Despite having the best defense in 2018-19 according to defensive rating, this hasn’t been the same assignment steady team through two games. Even though they have a lot of continuity, their pieces have yet to play well for a whole game. Budenholzer addressed his concern about defense in the post-game press conference following the loss to the Miami Heat so expect it to be given ample attention moving forward.

Help The Helper

Milwaukee’s biggest struggle has come in defending the pick-and-roll. Although they’ve done a fine job on the ball-handler, they’ve had issues with the roll-man. According to Synergy’s play type data, they’re giving up the fourth-most possessions per game (10.5) to the roll man and allowing them to score the seventh-most (61.9%). And teams are exploiting it.

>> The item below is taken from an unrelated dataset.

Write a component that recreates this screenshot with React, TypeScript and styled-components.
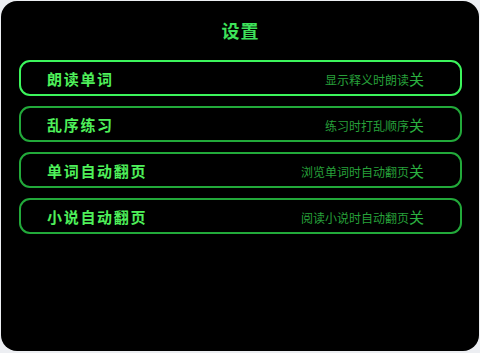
import React from "react";
import styled, { createGlobalStyle } from "styled-components";

const Global = createGlobalStyle`
  html, body { margin: 0; padding: 0; background: #eceef2; }
  body { font-family: "Noto Sans CJK SC", "Noto Sans", sans-serif; }
`;

const Panel = styled.div`
  box-sizing: border-box;
  margin: 1px;
  width: 478px;
  height: 350px;
  background: #000;
  border-radius: 16px;
  padding: 16px 17px 0 18px;
  display: flex;
  flex-direction: column;
`;

const Title = styled.h1`
  margin: 0 0 17px 0;
  text-align: center;
  font-size: 18px;
  line-height: 26px;
  font-weight: 700;
  letter-spacing: 1px;
  color: #3ee25a;
`;

const List = styled.div`
  display: flex;
  flex-direction: column;
  gap: 10px;
`;

const Row = styled.div<{ $active?: boolean }>`
  box-sizing: border-box;
  height: 36px;
  border: 2px solid ${(p) => (p.$active ? "#3cf55c" : "#22a93a")};
  border-radius: 11px;
  display: flex;
  align-items: center;
  justify-content: space-between;
  padding: 0 36px 0 26px;
`;

const Label = styled.span`
  font-size: 15px;
  font-weight: 700;
  color: #4ef05a;
  letter-spacing: 1.7px;
`;

const Desc = styled.span`
  font-size: 12px;
  color: #27a03a;
  display: flex;
  align-items: baseline;
`;

const State = styled.span`
  font-size: 15px;
  color: #2bb040;
`;

const items = [
  { label: "朗读单词", desc: "显示释义时朗读" },
  { label: "乱序练习", desc: "练习时打乱顺序" },
  { label: "单词自动翻页", desc: "浏览单词时自动翻页" },
  { label: "小说自动翻页", desc: "阅读小说时自动翻页" },
];

export default function App() {
  return (
    <>
      <Global />
      <Panel>
        <Title>设置</Title>
        <List>
          {items.map((it, i) => (
            <Row key={it.label} $active={i === 0}>
              <Label>{it.label}</Label>
              <Desc>
                {it.desc}
                <State>关</State>
              </Desc>
            </Row>
          ))}
        </List>
      </Panel>
    </>
  );
}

Heat head coach Erik Spoelstra ran some variation of this double ball-screen throughout the game and it was usually successful. Here, Goran Dragic receives picks from Duncan Robinson and Bad Adebayo with the former popping and the latter rolling. George Hill fights over the top of both screens like he’s taught and Broook Lopez drops into the lane to prevent a layup from Dragic. Unfortunately, Wesley Matthews doesn’t drop to take away the alley-oop, instead, electing to stay glued to the sharp-shooting Robinson.

Matthews isn’t the only Buck to have this issue in the first two games, as it’s happened to nearly every player. Both the Rockets and Heat have already targeted the pick-and-roll game and it will only continue until the Bucks prove they can defend it. Milwaukee wasn’t great at this last year, but they weren’t bad either. We’ll see how they adjust moving forward.